Paul Celan (Paul Antschel, November 23, 1920 - April, 1970) was born in a German-speaking Jewish family in Czernowitz[?], in the region of Bukovina, then part of Romania. The city, which had belonged to the Austro-Hungarian Empire until World War I, would later be annexed by the Soviet Union and today belongs to Ukraine, being called Chernovtsy[?].
As a young man, Celan studied Medicine in France, but returned to Czernowitz[?] to study Literature. In 1941, German forces occupied the region and the Jews were confined to a ghetto. In 1942, Celan's parents were sent to an internment camp, were his father died of typhus and his mother was killed by a shot. Celan himself was sent to a labour camp in Moldavia.
After the war, Paul Celan managed to leave Romania for Vienna, Austria, where he published his first book of poetry, Der Sand aus den Urnen. He then moved to Paris, where he married the artist Gisèle Lestrange[?] and lived until his death by suicide. He drowned in the Seine in late April, 1970.
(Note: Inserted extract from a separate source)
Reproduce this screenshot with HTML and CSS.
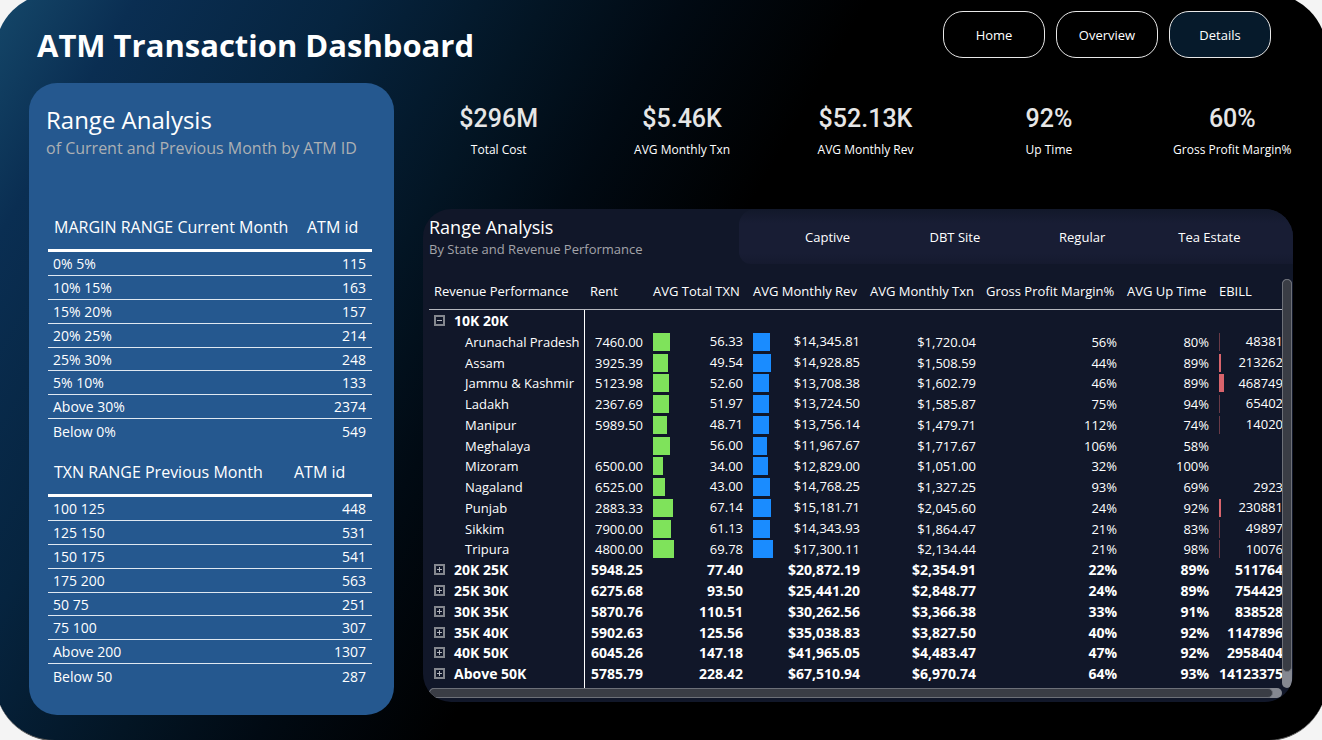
FILE: index.html
```html
<!DOCTYPE html>
<html lang="en">
<head>
<meta charset="utf-8">
<meta name="viewport" content="width=device-width, initial-scale=1">
<title>ATM Transaction Dashboard</title>
<link rel="stylesheet" href="styles.css">
</head>
<body>
<svg class="sprite" aria-hidden="true">
  <symbol id="plus" viewBox="0 0 11 11"><path d="M1 1h9v9H1z" fill="none" stroke="currentColor" stroke-width="2"/><path d="M3 5.500h5M5.500 3v5" fill="none" stroke="#b4b6bd"/></symbol>
  <symbol id="minus" viewBox="0 0 11 11"><path d="M1 1h9v9H1z" fill="none" stroke="currentColor" stroke-width="2"/><path d="M3 5.500h5" fill="none" stroke="#b4b6bd"/></symbol>
</svg>
<div class="board">
  <header class="top">
    <h1>ATM Transaction Dashboard</h1>
    <nav class="tabs">
      <button type="button" class="tab">Home</button>
      <button type="button" class="tab">Overview</button>
      <button type="button" class="tab tab-active">Details</button>
    </nav>
  </header>
  <main class="content">
    <section class="side">
      <h2>Range Analysis</h2>
      <p class="sub">of Current and Previous Month by ATM ID</p>
      <table class="ranges">
        <colgroup><col class="w-range"><col></colgroup>
        <thead><tr><th>MARGIN RANGE Current Month</th><th>ATM id</th></tr></thead>
        <tbody>
          <tr><td>0% 5%</td><td>115</td></tr>
          <tr><td>10% 15%</td><td>163</td></tr>
          <tr><td>15% 20%</td><td>157</td></tr>
          <tr><td>20% 25%</td><td>214</td></tr>
          <tr><td>25% 30%</td><td>248</td></tr>
          <tr><td>5% 10%</td><td>133</td></tr>
          <tr><td>Above 30%</td><td>2374</td></tr>
          <tr><td>Below 0%</td><td>549</td></tr>
        </tbody>
      </table>
      <table class="ranges">
        <colgroup><col class="w-txn"><col></colgroup>
        <thead><tr><th>TXN RANGE Previous Month</th><th>ATM id</th></tr></thead>
        <tbody>
          <tr><td>100 125</td><td>448</td></tr>
          <tr><td>125 150</td><td>531</td></tr>
          <tr><td>150 175</td><td>541</td></tr>
          <tr><td>175 200</td><td>563</td></tr>
          <tr><td>50 75</td><td>251</td></tr>
          <tr><td>75 100</td><td>307</td></tr>
          <tr><td>Above 200</td><td>1307</td></tr>
          <tr><td>Below 50</td><td>287</td></tr>
        </tbody>
      </table>
    </section>
    <div class="detail">
      <dl class="kpis">
        <div><dd>$296M</dd><dt>Total Cost</dt></div>
        <div><dd>$5.46K</dd><dt>AVG Monthly Txn</dt></div>
        <div><dd>$52.13K</dd><dt>AVG Monthly Rev</dt></div>
        <div><dd>92%</dd><dt>Up Time</dt></div>
        <div><dd>60%</dd><dt>Gross Profit Margin%</dt></div>
      </dl>
      <section class="panel">
        <div class="panel-head">
          <div class="panel-title">
            <h2>Range Analysis</h2>
            <p class="sub">By State and Revenue Performance</p>
          </div>
          <div class="slicer">
            <button type="button">Captive</button>
            <button type="button">DBT Site</button>
            <button type="button">Regular</button>
            <button type="button">Tea Estate</button>
          </div>
        </div>
        <div class="scroller">
          <div class="view">
            <table class="matrix">
              <colgroup><col class="c-name"><col class="c-rent"><col class="c-total"><col class="c-rev"><col class="c-txn"><col class="c-margin"><col class="c-up"><col class="c-bill"></colgroup>
              <thead><tr><th>Revenue Performance</th><th>Rent</th><th>AVG Total TXN</th><th>AVG Monthly Rev</th><th>AVG Monthly Txn</th><th>Gross Profit Margin%</th><th>AVG Up Time</th><th>EBILL</th></tr></thead>
              <tbody>
                <tr class="group"><th><button type="button" aria-label="Collapse"><svg><use href="#minus"/></svg></button>10K 20K</th><td></td><td></td><td></td><td></td><td></td><td></td><td></td></tr>
                <tr><th>Arunachal Pradesh</th><td>7460.00</td><td><div class="cell"><i class="bar green" style="width:17px"></i>56.33</div></td><td><div class="cell"><i class="bar blue" style="width:17px"></i>$14,345.81</div></td><td>$1,720.04</td><td>56%</td><td>80%</td><td><div class="cell"><i class="bar red low" style="width:1px"></i>48381</div></td></tr>
                <tr><th>Assam</th><td>3925.39</td><td><div class="cell"><i class="bar green" style="width:15px"></i>49.54</div></td><td><div class="cell"><i class="bar blue" style="width:18px"></i>$14,928.85</div></td><td>$1,508.59</td><td>44%</td><td>89%</td><td><div class="cell"><i class="bar red" style="width:2px"></i>213262</div></td></tr>
                <tr><th>Jammu &amp; Kashmir</th><td>5123.98</td><td><div class="cell"><i class="bar green" style="width:16px"></i>52.60</div></td><td><div class="cell"><i class="bar blue" style="width:16px"></i>$13,708.38</div></td><td>$1,602.79</td><td>46%</td><td>89%</td><td><div class="cell"><i class="bar red" style="width:5px"></i>468749</div></td></tr>
                <tr><th>Ladakh</th><td>2367.69</td><td><div class="cell"><i class="bar green" style="width:16px"></i>51.97</div></td><td><div class="cell"><i class="bar blue" style="width:16px"></i>$13,724.50</div></td><td>$1,585.87</td><td>75%</td><td>94%</td><td><div class="cell"><i class="bar red low" style="width:1px"></i>65402</div></td></tr>
                <tr><th>Manipur</th><td>5989.50</td><td><div class="cell"><i class="bar green" style="width:14px"></i>48.71</div></td><td><div class="cell"><i class="bar blue" style="width:16px"></i>$13,756.14</div></td><td>$1,479.71</td><td>112%</td><td>74%</td><td><div class="cell"><i class="bar red low" style="width:1px"></i>14020</div></td></tr>
                <tr><th>Meghalaya</th><td></td><td><div class="cell"><i class="bar green" style="width:17px"></i>56.00</div></td><td><div class="cell"><i class="bar blue" style="width:14px"></i>$11,967.67</div></td><td>$1,717.67</td><td>106%</td><td>58%</td><td></td></tr>
                <tr><th>Mizoram</th><td>6500.00</td><td><div class="cell"><i class="bar green" style="width:10px"></i>34.00</div></td><td><div class="cell"><i class="bar blue" style="width:15px"></i>$12,829.00</div></td><td>$1,051.00</td><td>32%</td><td>100%</td><td></td></tr>
                <tr><th>Nagaland</th><td>6525.00</td><td><div class="cell"><i class="bar green" style="width:12px"></i>43.00</div></td><td><div class="cell"><i class="bar blue" style="width:17px"></i>$14,768.25</div></td><td>$1,327.25</td><td>93%</td><td>69%</td><td>2923</td></tr>
                <tr><th>Punjab</th><td>2883.33</td><td><div class="cell"><i class="bar green" style="width:20px"></i>67.14</div></td><td><div class="cell"><i class="bar blue" style="width:18px"></i>$15,181.71</div></td><td>$2,045.60</td><td>24%</td><td>92%</td><td><div class="cell"><i class="bar red" style="width:2px"></i>230881</div></td></tr>
                <tr><th>Sikkim</th><td>7900.00</td><td><div class="cell"><i class="bar green" style="width:18px"></i>61.13</div></td><td><div class="cell"><i class="bar blue" style="width:17px"></i>$14,343.93</div></td><td>$1,864.47</td><td>21%</td><td>83%</td><td><div class="cell"><i class="bar red low" style="width:1px"></i>49897</div></td></tr>
                <tr><th>Tripura</th><td>4800.00</td><td><div class="cell"><i class="bar green" style="width:21px"></i>69.78</div></td><td><div class="cell"><i class="bar blue" style="width:20px"></i>$17,300.11</div></td><td>$2,134.44</td><td>21%</td><td>98%</td><td><div class="cell"><i class="bar red low" style="width:1px"></i>10076</div></td></tr>
                <tr class="group"><th><button type="button" aria-label="Expand"><svg><use href="#plus"/></svg></button>20K 25K</th><td>5948.25</td><td>77.40</td><td>$20,872.19</td><td>$2,354.91</td><td>22%</td><td>89%</td><td>511764</td></tr>
                <tr class="group"><th><button type="button" aria-label="Expand"><svg><use href="#plus"/></svg></button>25K 30K</th><td>6275.68</td><td>93.50</td><td>$25,441.20</td><td>$2,848.77</td><td>24%</td><td>89%</td><td>754429</td></tr>
                <tr class="group"><th><button type="button" aria-label="Expand"><svg><use href="#plus"/></svg></button>30K 35K</th><td>5870.76</td><td>110.51</td><td>$30,262.56</td><td>$3,366.38</td><td>33%</td><td>91%</td><td>838528</td></tr>
                <tr class="group"><th><button type="button" aria-label="Expand"><svg><use href="#plus"/></svg></button>35K 40K</th><td>5902.63</td><td>125.56</td><td>$35,038.83</td><td>$3,827.50</td><td>40%</td><td>92%</td><td>1147896</td></tr>
                <tr class="group"><th><button type="button" aria-label="Expand"><svg><use href="#plus"/></svg></button>40K 50K</th><td>6045.26</td><td>147.18</td><td>$41,965.05</td><td>$4,483.47</td><td>47%</td><td>92%</td><td>2958404</td></tr>
                <tr class="group"><th><button type="button" aria-label="Expand"><svg><use href="#plus"/></svg></button>Above 50K</th><td>5785.79</td><td>228.42</td><td>$67,510.94</td><td>$6,970.74</td><td>64%</td><td>93%</td><td>14123375</td></tr>
                <tr class="tail"><th></th><td></td><td></td><td></td><td></td><td></td><td></td><td></td></tr>
              </tbody>
            </table>
          </div>
          <div class="rail rail-y"><div class="thumb"></div></div>
          <div class="rail rail-x"><div class="thumb"></div></div>
        </div>
      </section>
    </div>
  </main>
</div>
</body>
</html>
```

FILE: styles.css
```css
* { box-sizing: border-box; }

body {
  margin: 0;
  overflow: hidden;
  background: #f4f4f4;
  color: #fff;
  font-family: "Open Sans", "Noto Sans", sans-serif;
  font-size: 13px;
}

h1, h2, p, dl, dd { margin: 0; }

button {
  padding: 0;
  border: 0;
  background: none;
  color: inherit;
  font: inherit;
  cursor: pointer;
}

.sprite { display: none; }

/* The board bleeds slightly past the window on three sides. */
.board {
  margin: -7px -5px 0;
  padding: 18px 34px 25px;
  border-bottom: 1px solid #555;
  border-radius: 60px;
  background: linear-gradient(120deg, #15486a 0, #0a2e52 125px, #06243f 310px, #031524 480px, #010a13 600px, #000 760px);
}

.top {
  display: flex;
  justify-content: space-between;
  height: 72px;
  padding: 0 22px 0 8px;
}

h1 {
  padding-top: 12px;
  font-size: 31px;
  line-height: 44px;
}

.tabs { display: flex; gap: 11px; }

.tab {
  width: 102px;
  height: 47px;
  border: 1px solid #e8e8e8;
  border-radius: 20px;
}

.tab-active { background: #061a2b; }

.content {
  display: grid;
  grid-template-columns: 365fr 870fr;
  gap: 29px;
}

.side {
  padding: 22px 22px 26px 19px;
  border-radius: 28px;
  background: #25588f;
}

h2 { font-weight: 400; }

.sub { color: #acb0b4; }

.side h2 { margin-left: -2px; font-size: 24px; line-height: 30px; }

.side .sub {
  margin: 0 0 43px -2px;
  font-size: 16px;
  line-height: 26px;
  white-space: nowrap;
}

table {
  width: 100%;
  table-layout: fixed;
  border-collapse: separate;
  border-spacing: 0;
}

th, td { padding: 0; font-weight: 400; text-align: left; white-space: nowrap; }

.w-range { width: 246px; }
.w-txn { width: 233px; }

.ranges { font-size: 14px; }

.ranges th {
  height: 48px;
  padding: 0 0 0 6px;
  border-bottom: 3px solid #fff;
  font-size: 16px;
}

.ranges th + th { padding-left: 13px; }

.ranges td {
  height: 24px;
  padding: 0 6px 0 5px;
  border-bottom: 1px solid #dfe8f1;
}

.ranges td + td { text-align: right; }

.ranges tr:nth-child(5) td { height: 23px; }

.ranges tr:last-child td { height: 25px; border-bottom: 0; }

.ranges + .ranges { margin-top: 5px; }

.detail { min-width: 0; }

.kpis {
  display: grid;
  grid-template-columns: repeat(5, 1fr);
  margin: 20px -31px 46px -16px;
  text-align: center;
}

.kpis > div { display: flex; flex-direction: column; }

.kpis dd {
  color: #e6e6e6;
  font: 500 25px/32px Roboto, sans-serif;
}

.kpis dt { font-size: 12px; line-height: 26px; margin-top: 2px; }

.panel {
  padding-bottom: 4px;
  border-radius: 28px;
  background: #111729;
  overflow: hidden;
}

.panel-head {
  display: grid;
  grid-template-columns: 316fr 554fr;
  height: 55px;
  margin-bottom: 15px;
}

.panel-title { padding: 6px 0 0 6px; }

.panel h2 { font-size: 18px; line-height: 24px; }

.panel .sub { color: #a3a4a9; line-height: 20px; }

.slicer {
  display: flex;
  padding: 0 20px 0 25px;
  border-radius: 16px 0 0 12px;
  background: linear-gradient(#12182a, #181d34 14px, #181d34 44px, #151a2f);
}

.slicer button { flex: 1; }

.scroller {
  display: grid;
  grid-template-columns: 1fr 10px;
  grid-template-rows: 1fr 10px;
  padding: 0 1px 0 6px;
}

.view { min-width: 0; overflow: hidden; }

.c-name { width: 156px; }
.c-rent { width: 63px; }
.c-total { width: 100px; }
.c-rev { width: 117px; }
.c-txn { width: 116px; }
.c-margin { width: 141px; }
.c-up { width: 92px; }
.c-bill { width: 69px; }

.matrix thead th {
  height: 31px;
  padding: 0 0 7px 5px;
  border-bottom: 1px solid #b5b7be;
}

.matrix td { height: 21px; padding: 0 5px; text-align: right; }

.matrix tr:nth-child(4n) td { height: 20px; }

.matrix td:last-child { padding-right: 0; }

.matrix tbody th {
  padding-left: 36px;
  border-right: 1px solid #fff;
}

.matrix .group > * { font-size: 14px; font-weight: 700; line-height: 19px; }

.matrix .group th { padding-left: 5px; }

.matrix .group button {
  display: inline-block;
  margin-right: 9px;
  color: #85888f;
  line-height: 0;
}

.group svg { width: 11px; height: 11px; }

.matrix .tail td { height: 4px; }

.cell {
  display: flex;
  align-items: center;
  justify-content: space-between;
  line-height: 19px;
}

.bar { height: 18px; }
.green { background: #7fe35b; }
.blue { background: #1a8cff; }
.red { background: #d9646c; }
.low { background: #6a3a47; }

.rail { background: #858891; border-radius: 5px; }

.rail-x { grid-row: 2; }

.thumb {
  border: 1px solid #6d7078;
  border-radius: 5px;
  background: #3a3d45;
}

.rail-y .thumb { width: 10px; height: 96%; }
.rail-x .thumb { width: 99%; height: 10px; }
```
The experience of the Holocaust and his parents' deaths are defining forces in Celan's poetry. His most famous poem, the relatively early Death Fugue, commemorates the death camps, negating Adorno's famous assertion that "there can be no poetry after Auschwitz".
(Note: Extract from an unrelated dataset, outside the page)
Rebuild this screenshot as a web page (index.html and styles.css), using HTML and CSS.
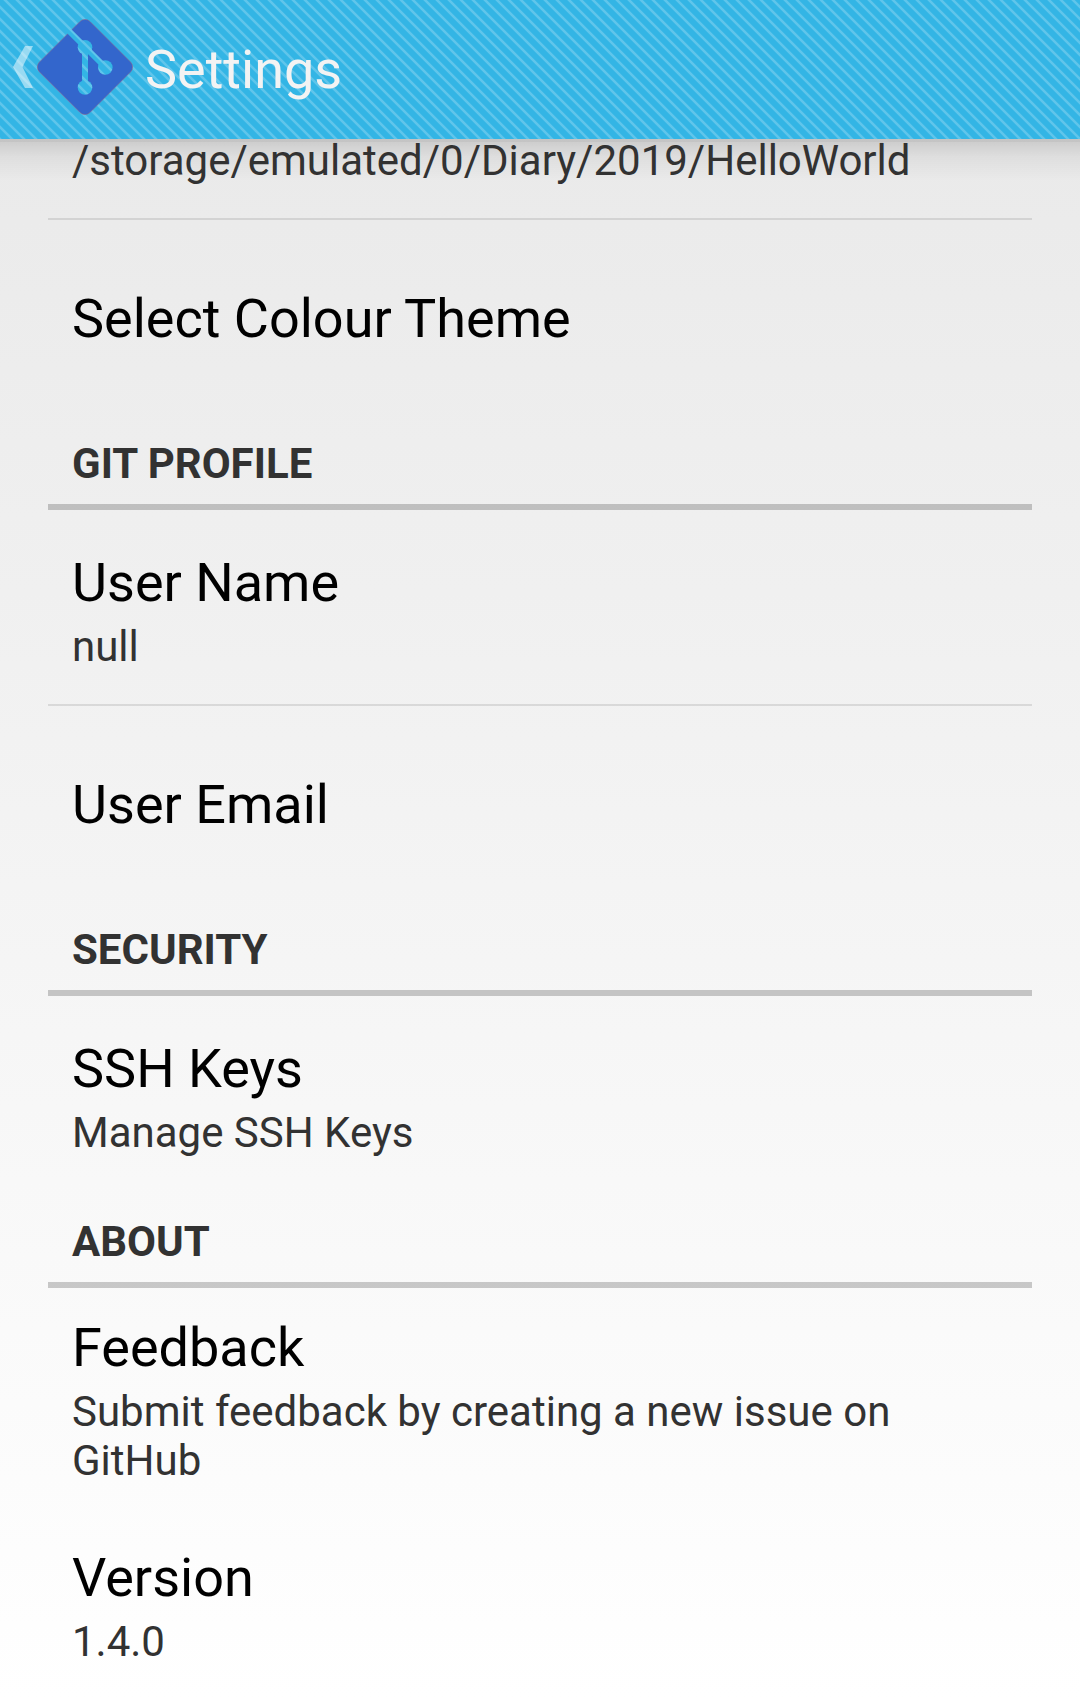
FILE: index.html
```html
<!DOCTYPE html>
<html lang="en">
<head>
<meta charset="utf-8">
<title>Settings</title>
<link rel="stylesheet" href="styles.css">
</head>
<body>
<header class="action-bar">
  <svg class="up" viewBox="0 0 20 42" width="20" height="42"><path d="M12 0h8L9.500 21 20 42h-8L0 21z" fill="#fff" fill-opacity=".5"/></svg>
  <svg class="logo" viewBox="0 0 96 96" width="96" height="96">
    <defs>
      <mask id="branches" maskUnits="userSpaceOnUse" x="0" y="0" width="96" height="96">
        <rect width="96" height="96" fill="#fff"/>
        <path d="M25 5L68 48M48 28v40" fill="none" stroke="#000" stroke-width="6"/>
        <circle cx="48" cy="28.300" r="7.300"/><circle cx="68.300" cy="48.500" r="7.300"/><circle cx="48" cy="68.500" r="7.300"/>
      </mask>
    </defs>
    <g mask="url(#branches)">
      <rect x="12.300" y="12.300" width="71.400" height="71.400" rx="7" transform="rotate(45 48 48)" fill="#3366cc" stroke="#8a6590" stroke-width=".6"/>
    </g>
  </svg>
  <h1 class="title">Settings</h1>
</header>
<main class="list">
  <div class="item item-scrolled"><div class="summary">/storage/emulated/0/Diary/2019/HelloWorld</div></div>
  <div class="item item-single"><div class="name">Select Colour Theme</div></div>
  <h2 class="category">GIT PROFILE</h2>
  <div class="item divided"><div class="name">User Name</div><div class="summary">null</div></div>
  <div class="item item-single"><div class="name">User Email</div></div>
  <h2 class="category">SECURITY</h2>
  <div class="item"><div class="name">SSH Keys</div><div class="summary">Manage SSH Keys</div></div>
  <h2 class="category">ABOUT</h2>
  <div class="item item-compact"><div class="name">Feedback</div><div class="summary">Submit feedback by creating a new issue on GitHub</div></div>
  <div class="item"><div class="name">Version</div><div class="summary">1.4.0</div></div>
</main>
</body>
</html>
```
FILE: styles.css
```css
* { box-sizing: border-box; }
body {
  margin: 0;
  height: 1699px;
  overflow: hidden;
  font-family: Roboto, sans-serif;
  color: #000;
  background: linear-gradient(#e8e8e8, #fff);
}
.action-bar {
  display: flex;
  align-items: flex-start;
  height: 139px;
  padding-left: 13px;
  background: #33b5e5 repeating-linear-gradient(45deg, rgba(255,255,255,.22) 0 .7px, rgba(255,255,255,0) 1.700px 6.785px, rgba(255,255,255,.22) 7.785px 8.485px);
}
.up { margin-top: 46px; }
.logo { margin: 19px 0 0 4px; }
.title {
  margin: 34px 0 0 12px;
  font-size: 54px;
  font-weight: 400;
  line-height: 71px;
  color: #f3f3f3;
}
.list {
  display: flow-root;
  height: 1560px;
  padding: 0 48px;
  background: linear-gradient(rgba(0,0,0,.16) 3px, rgba(0,0,0,.12) 3px, rgba(0,0,0,.05) 18px, transparent 42px);
}
.item { height: 194px; padding: 37px 24px 0; }
.item-scrolled { display: flow-root; height: 81px; padding-top: 0; border-bottom: 2px solid rgba(0,0,0,.1); }
.item-scrolled .summary { margin-top: -3px; }
.item-single { height: 192px; padding-top: 63px; }
.divided { height: 196px; border-bottom: 2px solid rgba(0,0,0,.1); }
.item-compact { height: 217px; padding-top: 24px; }
.name { font-size: 54px; line-height: 71px; }
.summary { margin-top: 4px; font-size: 42px; line-height: 49px; color: #323232; }
.category {
  height: 98px;
  margin: 0;
  padding: 27px 24px 0;
  font-size: 42px;
  line-height: 49px;
  font-weight: 700;
  color: #323232;
  border-bottom: 6px solid rgba(0,0,0,.2);
}
```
In later years his poetry became progressively more cryptic, fractured and monosyllabic, bearing comparison to the music of Webern.
His poetry books are: Der Sand aus den Urnen (1948), Mohn und Gedächtnis (1952), Von Schwelle zu Schwelle (1955), Sprachgitter (1959), Die Niemandsrose (1963), Atemwende (1967), Fadensonnen (1968), Lichtzwang (1970).